Not coincidentally, LOCKSS “consists of a large number of independent, low-cost, persistent Web caches that cooperate to detect and repair damage to their content by voting in “opinion polls” (PDF). In other words, gossip and anti-entropy.

The main use for gossip protocols is to disseminate information in a robust, randomized way, by having each peer forward information it receives from other peers to a random selection of other peers. As the function of LOCKSS boxes is to act as custodians of copyright information, this would be a very bad thing for them to do.

It is true that LOCKSS peers communicate via an anti-entropy protocol, and it is even true that the first such protocol they used, the one I implemented for the LOCKSS prototype, was a gossip protocol in the sense that peers forwarded hashes of content to each other. Alas, that protocol was very insecure. Some of the ways in which it was insecure related directly to its being a gossip protocol.

An intensive multi-year research effort in cooperation with Stanford's CS department to create a more secure anti-entropy protocol led to the current protocol, which won "Best Paper" at the 2003 Symposium on Operating System Principles. It is not a gossip protocol in any meaningful sense (see below the fold for details). Peers never forward information they receive from other peers, all interactions are strictly pair-wise and private.
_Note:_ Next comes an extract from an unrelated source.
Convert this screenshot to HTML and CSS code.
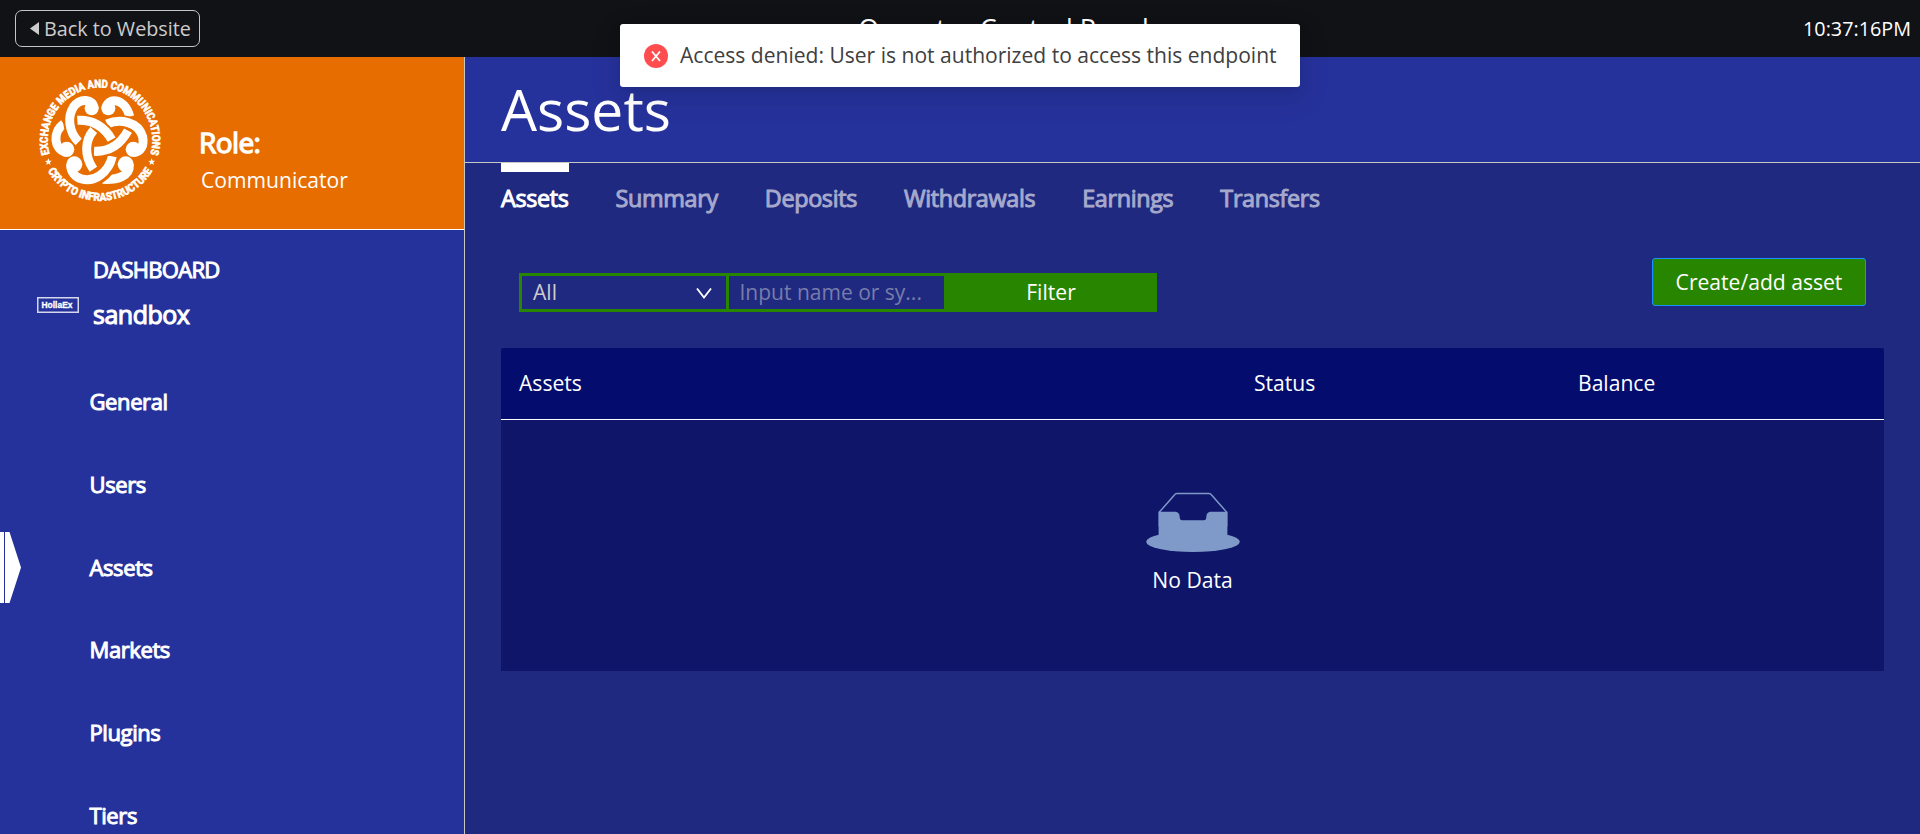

For the TRAC audit of the CLOCKSS Archive we provided an overview of the operation of the LOCKSS anti-entropy protocol; if you are interested in the details of the protocol this, rather than the long and very detailed paper in ACM Transactions on Computer Systems (PDF), is the place to start.

Monday, November 3, 2014

First US web page

Stanford's Web Archiving team of Nicholas Taylor and Ahmed AlSum have bought up SWAP, the Stanford Web Archive Portal, using the Open Wayback code developed under IIPC auspices from the Internet Archive's original. And, thanks to the Stanford staff's extraordinary ability to recover data from old backups, it features the very first US web page, bought up by Paul Kunz at SLAC around 6^th Dec. 1991.